▶ _What is expected_
Only lines holding the string "screenshot" are wanted; copy each one from the material.

[Pages as source code]
+===+

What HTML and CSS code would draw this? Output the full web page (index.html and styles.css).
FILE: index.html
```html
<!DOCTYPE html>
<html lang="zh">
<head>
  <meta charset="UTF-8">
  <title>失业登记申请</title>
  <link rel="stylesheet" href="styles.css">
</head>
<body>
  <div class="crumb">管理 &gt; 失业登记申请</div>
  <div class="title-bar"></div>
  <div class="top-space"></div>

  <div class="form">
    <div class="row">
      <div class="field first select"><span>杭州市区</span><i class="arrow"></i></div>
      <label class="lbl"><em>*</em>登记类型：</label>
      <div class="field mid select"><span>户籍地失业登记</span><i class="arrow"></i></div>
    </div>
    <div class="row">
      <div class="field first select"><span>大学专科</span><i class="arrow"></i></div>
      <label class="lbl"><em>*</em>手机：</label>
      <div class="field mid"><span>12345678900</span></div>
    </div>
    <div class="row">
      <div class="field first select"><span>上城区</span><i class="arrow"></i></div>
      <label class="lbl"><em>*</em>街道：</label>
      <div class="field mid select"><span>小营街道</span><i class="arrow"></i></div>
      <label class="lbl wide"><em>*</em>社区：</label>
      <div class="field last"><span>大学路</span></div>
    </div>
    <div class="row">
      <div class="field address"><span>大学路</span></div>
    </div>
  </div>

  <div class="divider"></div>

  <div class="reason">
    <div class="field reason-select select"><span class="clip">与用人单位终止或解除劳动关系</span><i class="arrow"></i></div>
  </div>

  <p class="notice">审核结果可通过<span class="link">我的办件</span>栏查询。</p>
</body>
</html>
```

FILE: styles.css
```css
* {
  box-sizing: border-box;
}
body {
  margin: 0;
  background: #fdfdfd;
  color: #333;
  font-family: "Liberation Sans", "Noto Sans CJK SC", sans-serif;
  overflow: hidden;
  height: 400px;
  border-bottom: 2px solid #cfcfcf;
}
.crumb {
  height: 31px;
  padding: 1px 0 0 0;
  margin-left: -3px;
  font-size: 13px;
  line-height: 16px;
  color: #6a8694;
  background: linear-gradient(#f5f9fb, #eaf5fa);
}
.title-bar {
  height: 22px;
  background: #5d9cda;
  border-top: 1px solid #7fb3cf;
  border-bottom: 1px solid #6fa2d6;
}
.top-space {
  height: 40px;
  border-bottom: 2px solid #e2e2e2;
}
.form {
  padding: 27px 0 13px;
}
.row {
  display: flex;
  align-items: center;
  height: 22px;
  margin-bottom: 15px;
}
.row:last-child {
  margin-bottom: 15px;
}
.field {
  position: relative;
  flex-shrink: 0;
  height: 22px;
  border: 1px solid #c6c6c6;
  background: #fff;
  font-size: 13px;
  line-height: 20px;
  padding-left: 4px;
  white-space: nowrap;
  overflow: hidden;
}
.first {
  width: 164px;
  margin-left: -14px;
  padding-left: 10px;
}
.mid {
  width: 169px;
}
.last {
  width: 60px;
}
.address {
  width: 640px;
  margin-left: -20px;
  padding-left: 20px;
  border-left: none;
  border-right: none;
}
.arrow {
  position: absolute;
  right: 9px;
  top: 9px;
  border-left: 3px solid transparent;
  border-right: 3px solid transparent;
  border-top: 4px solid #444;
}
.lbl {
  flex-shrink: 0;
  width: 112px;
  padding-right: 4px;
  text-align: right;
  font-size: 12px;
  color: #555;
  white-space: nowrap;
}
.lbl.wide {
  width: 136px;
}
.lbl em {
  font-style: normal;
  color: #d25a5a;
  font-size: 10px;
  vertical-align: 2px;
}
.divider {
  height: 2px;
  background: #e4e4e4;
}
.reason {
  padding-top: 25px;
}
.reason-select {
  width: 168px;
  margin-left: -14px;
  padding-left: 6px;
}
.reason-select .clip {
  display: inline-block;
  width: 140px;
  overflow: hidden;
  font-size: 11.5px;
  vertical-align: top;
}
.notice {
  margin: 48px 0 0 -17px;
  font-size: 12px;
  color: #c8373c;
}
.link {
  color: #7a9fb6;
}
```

+===+

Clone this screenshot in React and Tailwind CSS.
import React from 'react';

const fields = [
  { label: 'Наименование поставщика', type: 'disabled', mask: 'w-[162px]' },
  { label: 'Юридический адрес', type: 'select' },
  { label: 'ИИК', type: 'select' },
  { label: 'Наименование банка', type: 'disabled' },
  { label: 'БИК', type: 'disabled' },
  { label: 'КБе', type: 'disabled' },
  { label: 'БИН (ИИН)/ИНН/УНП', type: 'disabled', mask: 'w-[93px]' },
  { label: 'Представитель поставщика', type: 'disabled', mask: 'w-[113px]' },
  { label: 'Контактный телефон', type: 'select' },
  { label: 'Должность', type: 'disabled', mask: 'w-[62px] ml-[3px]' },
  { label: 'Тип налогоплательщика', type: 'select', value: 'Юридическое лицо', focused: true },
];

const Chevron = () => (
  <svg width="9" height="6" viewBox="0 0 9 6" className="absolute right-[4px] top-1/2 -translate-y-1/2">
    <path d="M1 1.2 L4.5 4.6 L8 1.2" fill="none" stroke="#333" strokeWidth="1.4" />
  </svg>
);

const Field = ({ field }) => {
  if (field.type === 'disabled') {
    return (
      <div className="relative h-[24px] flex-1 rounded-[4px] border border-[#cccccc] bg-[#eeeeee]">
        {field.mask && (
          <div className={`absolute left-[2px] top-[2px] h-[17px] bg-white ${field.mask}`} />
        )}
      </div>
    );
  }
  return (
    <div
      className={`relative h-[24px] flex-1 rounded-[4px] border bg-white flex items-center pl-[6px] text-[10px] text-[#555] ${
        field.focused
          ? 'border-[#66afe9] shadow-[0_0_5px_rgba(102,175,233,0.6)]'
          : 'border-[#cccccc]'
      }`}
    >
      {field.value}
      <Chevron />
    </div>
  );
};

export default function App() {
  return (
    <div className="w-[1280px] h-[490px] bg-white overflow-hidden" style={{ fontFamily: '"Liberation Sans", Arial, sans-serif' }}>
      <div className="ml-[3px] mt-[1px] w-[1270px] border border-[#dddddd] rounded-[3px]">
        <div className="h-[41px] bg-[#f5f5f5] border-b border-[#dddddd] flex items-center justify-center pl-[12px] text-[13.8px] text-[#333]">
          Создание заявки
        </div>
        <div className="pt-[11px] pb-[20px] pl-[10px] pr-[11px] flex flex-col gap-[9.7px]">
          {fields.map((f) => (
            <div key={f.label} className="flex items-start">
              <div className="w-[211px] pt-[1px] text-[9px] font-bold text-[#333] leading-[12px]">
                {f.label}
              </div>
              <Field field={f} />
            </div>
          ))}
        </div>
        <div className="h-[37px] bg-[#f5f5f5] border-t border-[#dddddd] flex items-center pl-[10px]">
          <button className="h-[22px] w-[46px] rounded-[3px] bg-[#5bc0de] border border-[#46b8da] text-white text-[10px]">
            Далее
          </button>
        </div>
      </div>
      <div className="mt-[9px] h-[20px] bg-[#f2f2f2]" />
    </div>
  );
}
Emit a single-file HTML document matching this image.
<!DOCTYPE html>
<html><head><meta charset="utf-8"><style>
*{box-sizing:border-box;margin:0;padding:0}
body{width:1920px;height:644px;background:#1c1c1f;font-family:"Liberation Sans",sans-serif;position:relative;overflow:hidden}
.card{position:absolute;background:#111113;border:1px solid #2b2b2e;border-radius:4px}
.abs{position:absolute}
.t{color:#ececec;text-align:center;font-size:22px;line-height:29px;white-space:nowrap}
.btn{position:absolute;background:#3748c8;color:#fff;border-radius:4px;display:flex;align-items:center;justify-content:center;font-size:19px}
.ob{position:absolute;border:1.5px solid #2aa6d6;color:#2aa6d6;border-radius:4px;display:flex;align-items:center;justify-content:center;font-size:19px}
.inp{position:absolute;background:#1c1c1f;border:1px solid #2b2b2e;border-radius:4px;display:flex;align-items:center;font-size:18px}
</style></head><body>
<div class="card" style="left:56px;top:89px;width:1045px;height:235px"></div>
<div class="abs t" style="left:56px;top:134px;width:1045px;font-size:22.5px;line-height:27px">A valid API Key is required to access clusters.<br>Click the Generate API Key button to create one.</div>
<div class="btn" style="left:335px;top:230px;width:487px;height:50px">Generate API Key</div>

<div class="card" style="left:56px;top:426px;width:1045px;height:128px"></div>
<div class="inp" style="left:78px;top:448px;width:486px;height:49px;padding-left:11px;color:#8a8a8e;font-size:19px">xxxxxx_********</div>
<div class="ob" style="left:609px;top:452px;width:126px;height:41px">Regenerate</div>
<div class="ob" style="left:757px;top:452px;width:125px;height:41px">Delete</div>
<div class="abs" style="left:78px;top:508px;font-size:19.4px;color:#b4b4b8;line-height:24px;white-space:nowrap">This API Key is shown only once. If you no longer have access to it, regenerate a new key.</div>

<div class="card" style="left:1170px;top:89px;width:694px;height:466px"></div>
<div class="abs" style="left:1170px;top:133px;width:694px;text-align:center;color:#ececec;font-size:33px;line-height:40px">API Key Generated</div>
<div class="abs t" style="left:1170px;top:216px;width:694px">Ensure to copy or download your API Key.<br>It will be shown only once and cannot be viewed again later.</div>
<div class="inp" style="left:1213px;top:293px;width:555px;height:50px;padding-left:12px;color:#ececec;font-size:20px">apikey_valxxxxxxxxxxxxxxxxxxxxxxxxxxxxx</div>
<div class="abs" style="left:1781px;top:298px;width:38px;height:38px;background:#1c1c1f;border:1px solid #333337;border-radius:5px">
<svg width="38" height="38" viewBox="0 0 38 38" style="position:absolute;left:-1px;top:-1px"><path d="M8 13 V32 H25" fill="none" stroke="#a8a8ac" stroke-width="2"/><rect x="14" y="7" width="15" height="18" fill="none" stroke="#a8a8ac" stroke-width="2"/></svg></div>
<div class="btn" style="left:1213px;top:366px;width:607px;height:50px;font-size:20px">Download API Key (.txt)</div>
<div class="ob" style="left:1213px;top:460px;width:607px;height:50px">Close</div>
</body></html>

+===+

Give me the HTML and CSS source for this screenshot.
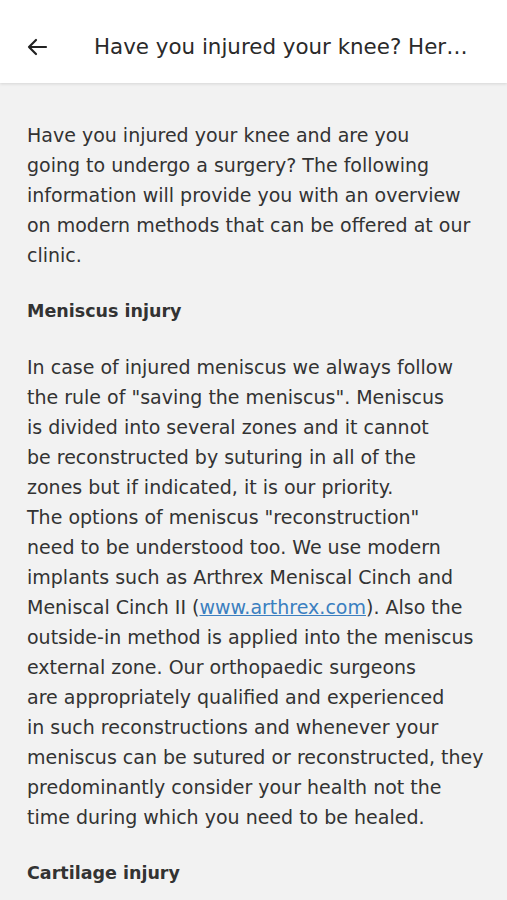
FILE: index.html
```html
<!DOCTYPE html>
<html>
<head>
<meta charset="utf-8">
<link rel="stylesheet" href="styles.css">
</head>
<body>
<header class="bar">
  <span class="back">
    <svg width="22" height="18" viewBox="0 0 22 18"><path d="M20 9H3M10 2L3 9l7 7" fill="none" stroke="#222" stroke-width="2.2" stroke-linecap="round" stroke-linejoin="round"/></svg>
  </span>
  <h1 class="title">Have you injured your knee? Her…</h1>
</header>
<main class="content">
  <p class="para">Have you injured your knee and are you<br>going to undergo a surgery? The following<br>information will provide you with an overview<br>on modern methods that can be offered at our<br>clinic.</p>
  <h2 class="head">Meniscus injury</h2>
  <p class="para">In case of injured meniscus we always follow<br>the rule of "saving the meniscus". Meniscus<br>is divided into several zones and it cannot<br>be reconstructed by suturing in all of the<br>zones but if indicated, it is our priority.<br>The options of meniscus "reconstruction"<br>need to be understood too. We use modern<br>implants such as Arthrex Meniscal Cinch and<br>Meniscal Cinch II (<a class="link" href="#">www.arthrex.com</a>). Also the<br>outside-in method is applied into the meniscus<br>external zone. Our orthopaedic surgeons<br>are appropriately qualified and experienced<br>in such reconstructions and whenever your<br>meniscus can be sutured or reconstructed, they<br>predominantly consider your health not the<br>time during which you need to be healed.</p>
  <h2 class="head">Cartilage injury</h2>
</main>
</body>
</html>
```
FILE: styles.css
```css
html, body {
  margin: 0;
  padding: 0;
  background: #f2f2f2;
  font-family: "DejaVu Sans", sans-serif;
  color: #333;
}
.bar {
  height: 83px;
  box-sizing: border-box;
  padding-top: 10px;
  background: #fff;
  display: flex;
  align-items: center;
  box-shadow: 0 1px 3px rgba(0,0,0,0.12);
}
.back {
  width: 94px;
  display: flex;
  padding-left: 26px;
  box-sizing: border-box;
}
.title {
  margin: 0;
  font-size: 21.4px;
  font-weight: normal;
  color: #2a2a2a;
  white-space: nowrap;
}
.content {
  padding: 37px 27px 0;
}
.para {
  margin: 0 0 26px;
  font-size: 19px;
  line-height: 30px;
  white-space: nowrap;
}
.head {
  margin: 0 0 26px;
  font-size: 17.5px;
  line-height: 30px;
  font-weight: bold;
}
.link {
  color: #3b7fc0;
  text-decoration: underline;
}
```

+===+

▶ _Exercise output_
Clone this screenshot in React and Tailwind CSS.
Give me the HTML and CSS source for this screenshot.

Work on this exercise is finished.